Poesía, una vez más



La razón populista aseveró — altavoz en ristre— que con ella la poesía sería para todo el mundo, queriendo decir — ingenua o malvadamente — que todo el mundo tendría acceso a la poesía, que todo el mundo la entendería, que la poesía formaría parte de su vida, incluso que todo el mundo era poeta.

Ese fue el momento en que la cursilería se adueñó del mundo, la poesía huyó a sus cuarteles de invierno (permítanme la expresión tópica y ajada) y unos cuantos comenzaron a ser superventas ‘poéticos’. Incluso, aún lo recuerdo, todo el mundo fue poeta (todos menos yo que profeso por la poesía un sentimiento antiguo y clasista en el que el respeto y la alta exigencia van de la mano). De todo ello ha quedado un grupito — ya no côterie — que vende mucho: la poesía es de todos previo pago. Ahí llegó la razón populista en su desamor por la poesía — y el pueblo tan contento de su incoherencia (al pueblo le agradan siempre las incoherencias, es más, solo acepta las incoherencias, de qué si no iba a tener tanto predicamento la razón populista). 

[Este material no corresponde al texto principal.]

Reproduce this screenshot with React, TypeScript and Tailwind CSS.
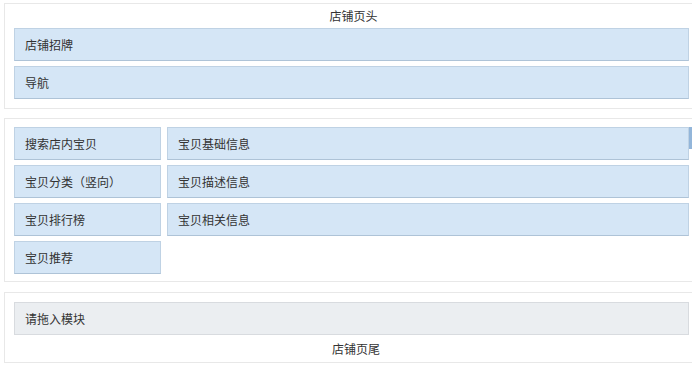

La poesía quedará — en el mejor de los casos — para las mujeres empoderadas con el burka — quienes la leerán bajo este o en el harén — ese lugar en que huele a verduras cocidas y a oveja vieja — que el imaginario populista (seamos justos, y digamos el imaginario de toda la sociedad occidental, diestra y siniestra) ha convertido en un lugar antes de solaz masculino y ahora de liberación femenina (siempre y cuando no abandonen las tareas del hogar, de la crianza de los niños y del cuidado del marido). Un serralllo — esto lo ignora la razón populista — siempre huele a pies y a orina prostática. Las huríes son solo seres de ficción (que el populista cree que son reales).